Moreover, it was the evidence of Mr Cacic, an expert whose report (exhibit 43) was tendered by the appellant, that the walkway had satisfactory wet slip resistance and was satisfactory for pedestrian use under wet conditions. Mr Cacic reached that conclusion based on tests he carried out in 2007. At trial, the appellant contended that the non‑slip surface which was in place when he inspected the area with Mr Cacic in 2007 had been installed since the accident (ts 101). The primary judge rejected that contention [37]. His Honour accepted the evidence of employees of the respondent that the surface had not been altered.
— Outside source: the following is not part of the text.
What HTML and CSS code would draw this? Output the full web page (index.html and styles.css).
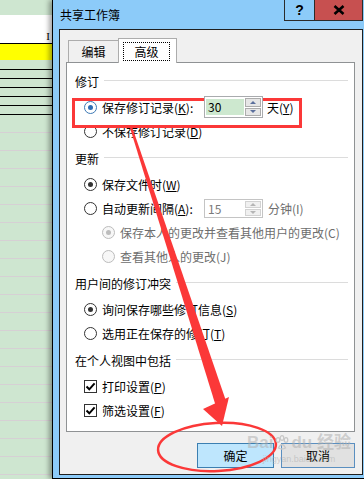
FILE: index.html
```html
<!DOCTYPE html>
<html lang="zh-CN">

<head>
    <meta charset="UTF-8">
    <meta name="viewport" content="width=device-width, initial-scale=1.0">
    <title>共享工作簿</title>
    <link rel="stylesheet" href="styles.css">
</head>

<body>
<div class="screen">

    <!-- worksheet behind the dialog -->
    <div class="sheet">
        <div class="sh-top"></div>
        <div class="sh-name"><span>I</span></div>
        <div class="sh-yellow"></div>
        <div class="sh-row first"></div>
        <div class="sh-row"></div>
        <div class="sh-row"></div>
        <div class="sh-row"></div>
        <div class="sh-row"></div>
        <div class="sh-row"></div>
        <div class="sh-line"></div>
        <div class="sh-line"></div>
        <div class="sh-line"></div>
        <div class="sh-line"></div>
        <div class="sh-line"></div>
        <div class="sh-line"></div>
        <div class="sh-line"></div>
        <div class="sh-line"></div>
        <div class="sh-line"></div>
        <div class="sh-line"></div>
        <div class="sh-line"></div>
        <div class="sh-line"></div>
        <div class="sh-line"></div>
        <div class="sh-line"></div>
        <div class="sh-line"></div>
        <div class="sh-line"></div>
        <div class="sh-line"></div>
        <div class="sh-line"></div>
        <div class="sh-line"></div>
        <div class="sh-line"></div>
    </div>

    <div class="dialog">
        <div class="titlebar">
            <span class="title">共享工作簿</span>
            <span class="tb-btn help">?</span>
            <span class="tb-btn close">
                <svg width="12" height="10" viewBox="0 0 12 10"><path d="M1.5 1 L10.5 9 M10.5 1 L1.5 9" stroke="#000" stroke-width="2.6" /></svg>
            </span>
        </div>

        <div class="client">
            <div class="tabs">
                <div class="tab">编辑</div>
                <div class="tab active"><span class="focus">高级</span></div>
            </div>

            <div class="panel">
                <div class="group first"><span>修订</span><i class="rule"></i></div>
                <div class="opt">
                    <span class="radio on blue"></span>
                    <span class="lbl fixed">保存修订记录(<u>K</u>):</span>
                    <span class="spin">
                        <span class="field green">30</span>
                        <span class="arrows"><span class="sb"><i class="up"></i></span><span class="sb"><i class="down"></i></span></span>
                    </span>
                    <span class="unit">天(<u>Y</u>)</span>
                </div>
                <div class="opt">
                    <span class="radio"></span>
                    <span class="lbl">不保存修订记录(<u>D</u>)</span>
                </div>

                <div class="group"><span>更新</span><i class="rule"></i></div>
                <div class="opt">
                    <span class="radio on"></span>
                    <span class="lbl">保存文件时(<u>W</u>)</span>
                </div>
                <div class="opt">
                    <span class="radio"></span>
                    <span class="lbl fixed">自动更新间隔(<u>A</u>):</span>
                    <span class="spin off">
                        <span class="field">15</span>
                        <span class="arrows"><span class="sb"><i class="up"></i></span><span class="sb"><i class="down"></i></span></span>
                    </span>
                    <span class="unit gray">分钟(I)</span>
                </div>
                <div class="opt sub">
                    <span class="radio on off"></span>
                    <span class="lbl gray">保存本人的更改并查看其他用户的更改(C)</span>
                </div>
                <div class="opt sub">
                    <span class="radio off"></span>
                    <span class="lbl gray">查看其他人的更改(J)</span>
                </div>

                <div class="group"><span>用户间的修订冲突</span><i class="rule"></i></div>
                <div class="opt">
                    <span class="radio on"></span>
                    <span class="lbl">询问保存哪些修订信息(<u>S</u>)</span>
                </div>
                <div class="opt">
                    <span class="radio"></span>
                    <span class="lbl">选用正在保存的修订(<u>T</u>)</span>
                </div>

                <div class="group"><span>在个人视图中包括</span><i class="rule"></i></div>
                <div class="opt">
                    <span class="check"><svg width="11" height="11" viewBox="0 0 11 11"><path d="M1.5 5.5 L4.3 8.3 L9.6 2.4" fill="none" stroke="#000" stroke-width="2" /></svg></span>
                    <span class="lbl">打印设置(<u>P</u>)</span>
                </div>
                <div class="opt">
                    <span class="check"><svg width="11" height="11" viewBox="0 0 11 11"><path d="M1.5 5.5 L4.3 8.3 L9.6 2.4" fill="none" stroke="#000" stroke-width="2" /></svg></span>
                    <span class="lbl">筛选设置(<u>F</u>)</span>
                </div>
            </div>

            <div class="buttons">
                <button class="btn default">确定</button>
                <button class="btn">取消</button>
            </div>
        </div>
    </div>

    <!-- site watermark -->
    <div class="watermark">
        <span class="wm-big">Bai<svg width="16" height="16" viewBox="0 0 16 16"><g fill="none" stroke="#c8c8c8" stroke-width="1.3"><ellipse cx="4" cy="5" rx="1.8" ry="2.3" /><ellipse cx="8" cy="3" rx="1.8" ry="2.3" /><ellipse cx="12" cy="5" rx="1.8" ry="2.3" /><path d="M4.5 13 Q8 6 11.5 13 Q8 15 4.5 13 Z" /></g></svg>du 经验</span>
        <span class="wm-url">jingyan.baidu.com</span>
    </div>

    <!-- red annotation marks -->
    <svg class="marks" width="364" height="479" viewBox="0 0 364 479">
        <rect x="73.5" y="99.5" width="227" height="27" fill="none" stroke="#fb3838" stroke-width="3" />
        <polygon points="130,128 132.5,128 226,401 215.5,405" fill="#fb3838" />
        <polygon points="203,409 229,397 222,426" fill="#fb3838" />
        <ellipse cx="217" cy="447" rx="59" ry="24" fill="none" stroke="#fb3838" stroke-width="2.5" transform="rotate(-3 217 447)" />
    </svg>
</div>
</body>

</html>
```

FILE: styles.css
```css
body {
    margin: 0;
    font-family: "Noto Sans CJK SC", "Microsoft YaHei", sans-serif;
    font-size: 12px;
    color: #000;
    overflow: hidden;
}

.screen {
    position: relative;
    display: flex;
    width: 364px;
    height: 479px;
    overflow: hidden;
    background: #cee6d0;
}

/* worksheet */

.sheet {
    width: 52px;
    flex: none;
    display: flex;
    flex-direction: column;
    background: #cee6d0;
}

.sh-top {
    height: 15px;
}

.sh-name {
    height: 28px;
    background: #fff;
    border-bottom: 1px solid #000;
    display: flex;
    align-items: flex-end;
    justify-content: flex-end;
    font-family: "Liberation Serif", serif;
    font-size: 11px;
    line-height: 14px;
    padding-right: 2px;
}

.sh-yellow {
    height: 16px;
    background: #ffff00;
}

.sh-row {
    height: 8px;
    border-bottom: 1px solid #000;
}

.sh-row.first {
    height: 9px;
}

.sh-line {
    height: 17px;
    flex: none;
    border-bottom: 1px solid #d6d0d4;
}

/* dialog frame */

.dialog {
    flex: none;
    width: 304px;
    padding: 0 6px 3px;
    border-left: 1px solid #000;
    border-right: 1px solid #000;
    border-bottom: 1px solid #000;
    background: #8ccbf9;
    box-shadow: -3px 0 5px rgba(0, 0, 0, 0.35);
    display: flex;
    flex-direction: column;
}

.titlebar {
    height: 29px;
    margin: 0 -6px;
    padding-left: 7px;
    display: flex;
    align-items: flex-start;
}

.title {
    line-height: 29px;
}

.tb-btn {
    height: 20px;
    border: 1px solid #2b2b2b;
    border-top: 0;
    display: flex;
    align-items: center;
    justify-content: center;
}

.help {
    width: 29px;
    margin-left: auto;
    border-right: 0;
    font-family: "Liberation Sans", sans-serif;
    font-weight: bold;
    font-size: 14px;
}

.close {
    width: 47px;
    margin-right: 6px;
    background: #c75050;
}

.client {
    height: 444px;
    border: 1px solid #1f1f1f;
    background: #f0f0f0;
    display: flex;
    flex-direction: column;
}

/* tabs */

.tabs {
    display: flex;
    align-items: flex-end;
    height: 24px;
    margin: 8px 0 0 8px;
}

.tab {
    width: 49px;
    height: 21px;
    line-height: 21px;
    text-align: center;
    border: 1px solid #acacac;
    border-bottom: 0;
    background: #f0f0f0;
}

.tab.active {
    width: 57px;
    height: 24px;
    margin-left: -1px;
    align-self: flex-start;
    background: #fff;
    text-align: left;
    position: relative;
    z-index: 1;
}

.focus {
    display: inline-block;
    width: 45px;
    height: 17px;
    line-height: 17px;
    margin: 3px 0 0 4px;
    text-align: center;
    border: 1px dotted #000;
}

.panel {
    margin: 0 7px 0 6px;
    padding: 8px 0 9px;
    border: 1px solid #8f9294;
    background: #fff;
}

.group {
    display: flex;
    align-items: center;
    height: 20px;
    margin: 5px 0 4px;
    padding-left: 8px;
}

.group.first {
    margin-top: 0;
}

.rule {
    flex: 1;
    height: 1px;
    margin: 0 6px 2px 5px;
    background: #dcdcdc;
}

.opt {
    display: flex;
    align-items: center;
    height: 24px;
    padding-left: 17px;
}

.opt.sub {
    padding-left: 35px;
}

.radio {
    flex: none;
    width: 11px;
    height: 11px;
    margin-right: 5px;
    border: 1px solid #333;
    border-radius: 50%;
    background: #fff;
    display: flex;
    align-items: center;
    justify-content: center;
}

.radio.on::after {
    content: "";
    width: 5px;
    height: 5px;
    border-radius: 50%;
    background: #333;
}

.radio.blue {
    border-color: #3d79b5;
}

.radio.blue::after {
    background: #2e6db4;
}

.radio.off {
    border-color: #bcbcbc;
    background: #f7f7f7;
}

.radio.off::after {
    background: #bcbcbc;
}

.check {
    flex: none;
    width: 11px;
    height: 11px;
    margin-right: 5px;
    border: 1px solid #333;
    background: #fff;
    display: flex;
}

.lbl.fixed {
    width: 102px;
}

.gray {
    color: #6d6d6d;
}

/* spin boxes */

.spin {
    flex: none;
    display: flex;
    width: 57px;
    height: 20px;
    border: 1px solid #a9abae;
    background: #fff;
    position: relative;
    z-index: 2;
}

.spin.off {
    height: 17px;
    border-color: #c4c4c4;
}

.field {
    flex: 1;
    margin: 2px 1px;
    padding-left: 2px;
    line-height: 16px;
}

.field.green {
    background: #cde8cf;
}

.spin.off .field {
    margin: 1px;
    line-height: 15px;
    color: #7a7a7a;
}

.arrows {
    width: 16px;
    display: flex;
    flex-direction: column;
    gap: 1px;
    padding: 1px 1px 1px 0;
}

.sb {
    flex: 1;
    border: 1px solid #acacac;
    background: #e6e6e6;
    display: flex;
    align-items: center;
    justify-content: center;
}

.spin.off .sb {
    border-color: #d2d2d2;
    background: #f0f0f0;
}

.up,
.down {
    width: 0;
    height: 0;
    border-left: 3px solid transparent;
    border-right: 3px solid transparent;
}

.up {
    border-bottom: 3px solid #5b6f9c;
}

.down {
    border-top: 3px solid #5b6f9c;
}

.spin.off .up {
    border-bottom-color: #b5b5b5;
}

.spin.off .down {
    border-top-color: #b5b5b5;
}

.unit {
    margin-left: 4px;
}

.unit.gray {
    margin-left: 5px;
}

/* buttons */

.buttons {
    display: flex;
    justify-content: flex-end;
    gap: 7px;
    margin: 11px 7px 0 0;
}

.btn {
    width: 74px;
    height: 25px;
    padding: 0;
    font-family: "Noto Sans CJK SC", "Microsoft YaHei", sans-serif;
    font-size: 12px;
    color: #000;
    border: 1px solid #5a8fc0;
    background: #e1e1e1;
}

.btn.default {
    width: 77px;
    border-color: #3c7fb1;
    background: #bee6fd;
}

/* overlays */

.watermark {
    position: absolute;
    left: 247px;
    top: 432px;
    display: flex;
    flex-direction: column;
    align-items: center;
    color: rgba(175, 175, 175, 0.55);
    font-family: "Liberation Sans", "Noto Sans CJK SC", sans-serif;
    z-index: 3;
}

.wm-big {
    display: flex;
    align-items: center;
    font-size: 17px;
    font-weight: bold;
    line-height: 22px;
}

.wm-big svg {
    margin: 0 1px;
}

.wm-url {
    font-size: 9px;
    line-height: 10px;
}

.marks {
    position: absolute;
    left: 0;
    top: 0;
    z-index: 1;
    pointer-events: none;
}
```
That finding is not challenged.
In the circumstances, it is not surprising that the primary judge found the appellant's dramatic account of the accident to be improbable. The appellant was wearing non‑slip boots, he was aware of the water, he said
he exercised particular care because of the presence of the water, and the surface of the walkway was satisfactory for pedestrian use under wet conditions. How the appellant could have fallen over and suffered an injury on the walkway, much less how he could have fallen in the dramatic way he described, is inexplicable on the evidence at trial.
The onus lay on the appellant to establish, on the balance of probabilities, that a breach of duty on the part of the respondent was a cause of the injuries he allegedly suffered. On the evidence the appellant failed to do so. However the appellant's injuries may have come about (if, indeed, he suffered the alleged injuries), the appellant failed to show that they were caused by any breach of duty on the part of the respondent.
In my view, the primary judge correctly found that the appellant had failed to make out his claim.
Conclusion
I would dismiss the appeal.
MURPHY JA: I have had the advantage of reading the reasons of Newnes JA in draft. I have also examined the relevant surveillance films and other evidence to which his Honour has referred in his reasons.
I agree with Newnes JA that the appeal should be dismissed, for the reasons which his Honour gives.